# What is expected
Extract the full listing verbatim and drop any pictures from your copy.

# Provided data
----
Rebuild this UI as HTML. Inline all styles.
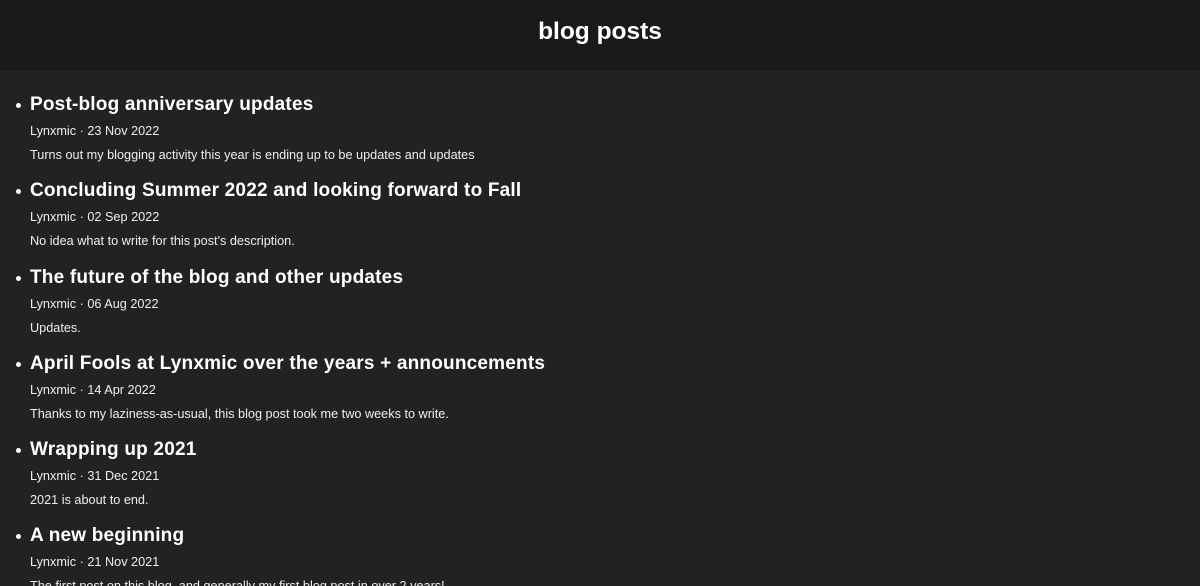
<!DOCTYPE html>
<html><head><meta charset="utf-8"><style>
html,body{margin:0;padding:0;background:#222222;color:#fff;width:1200px;height:586px;overflow:hidden;font-family:"Liberation Sans",sans-serif}
.hdr{height:71px;background:#1a1a1a;text-align:center}
.hdr h1{margin:0;font-size:24.5px;font-weight:bold;line-height:63px}
ul{margin:0;padding:0;list-style:none}
li{position:relative;height:86.3px;padding-left:30px}
li:before{content:"";position:absolute;left:16px;top:32px;width:5px;height:5px;border-radius:50%;background:#fff}
.t{position:absolute;top:23px;left:30px;font-size:19px;font-weight:bold;white-space:nowrap;letter-spacing:0.2px}
.m{position:absolute;top:53px;left:30px;font-size:12.7px;color:#eee;white-space:nowrap}
.d{position:absolute;top:77px;left:30px;font-size:12.7px;color:#eee;white-space:nowrap}
</style></head><body>
<div class="hdr"><h1>blog posts</h1></div>
<ul>
<li><div class="t">Post-blog anniversary updates</div><div class="m">Lynxmic · 23 Nov 2022</div><div class="d">Turns out my blogging activity this year is ending up to be updates and updates</div></li>
<li><div class="t">Concluding Summer 2022 and looking forward to Fall</div><div class="m">Lynxmic · 02 Sep 2022</div><div class="d">No idea what to write for this post's description.</div></li>
<li><div class="t">The future of the blog and other updates</div><div class="m">Lynxmic · 06 Aug 2022</div><div class="d">Updates.</div></li>
<li><div class="t">April Fools at Lynxmic over the years + announcements</div><div class="m">Lynxmic · 14 Apr 2022</div><div class="d">Thanks to my laziness-as-usual, this blog post took me two weeks to write.</div></li>
<li><div class="t">Wrapping up 2021</div><div class="m">Lynxmic · 31 Dec 2021</div><div class="d">2021 is about to end.</div></li>
<li><div class="t">A new beginning</div><div class="m">Lynxmic · 21 Nov 2021</div><div class="d">The first post on this blog, and generally my first blog post in over 2 years!</div></li>
</ul>
</body></html>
----
# Problem solution
Rebuild this UI as HTML. Inline all styles.
<!DOCTYPE html>
<html><head><meta charset="utf-8"><style>
html,body{margin:0;padding:0;background:#222222;color:#fff;width:1200px;height:586px;overflow:hidden;font-family:"Liberation Sans",sans-serif}
.hdr{height:71px;background:#1a1a1a;text-align:center}
.hdr h1{margin:0;font-size:24.5px;font-weight:bold;line-height:63px}
ul{margin:0;padding:0;list-style:none}
li{position:relative;height:86.3px;padding-left:30px}
li:before{content:"";position:absolute;left:16px;top:32px;width:5px;height:5px;border-radius:50%;background:#fff}
.t{position:absolute;top:23px;left:30px;font-size:19px;font-weight:bold;white-space:nowrap;letter-spacing:0.2px}
.m{position:absolute;top:53px;left:30px;font-size:12.7px;color:#eee;white-space:nowrap}
.d{position:absolute;top:77px;left:30px;font-size:12.7px;color:#eee;white-space:nowrap}
</style></head><body>
<div class="hdr"><h1>blog posts</h1></div>
<ul>
<li><div class="t">Post-blog anniversary updates</div><div class="m">Lynxmic · 23 Nov 2022</div><div class="d">Turns out my blogging activity this year is ending up to be updates and updates</div></li>
<li><div class="t">Concluding Summer 2022 and looking forward to Fall</div><div class="m">Lynxmic · 02 Sep 2022</div><div class="d">No idea what to write for this post's description.</div></li>
<li><div class="t">The future of the blog and other updates</div><div class="m">Lynxmic · 06 Aug 2022</div><div class="d">Updates.</div></li>
<li><div class="t">April Fools at Lynxmic over the years + announcements</div><div class="m">Lynxmic · 14 Apr 2022</div><div class="d">Thanks to my laziness-as-usual, this blog post took me two weeks to write.</div></li>
<li><div class="t">Wrapping up 2021</div><div class="m">Lynxmic · 31 Dec 2021</div><div class="d">2021 is about to end.</div></li>
<li><div class="t">A new beginning</div><div class="m">Lynxmic · 21 Nov 2021</div><div class="d">The first post on this blog, and generally my first blog post in over 2 years!</div></li>
</ul>
</body></html>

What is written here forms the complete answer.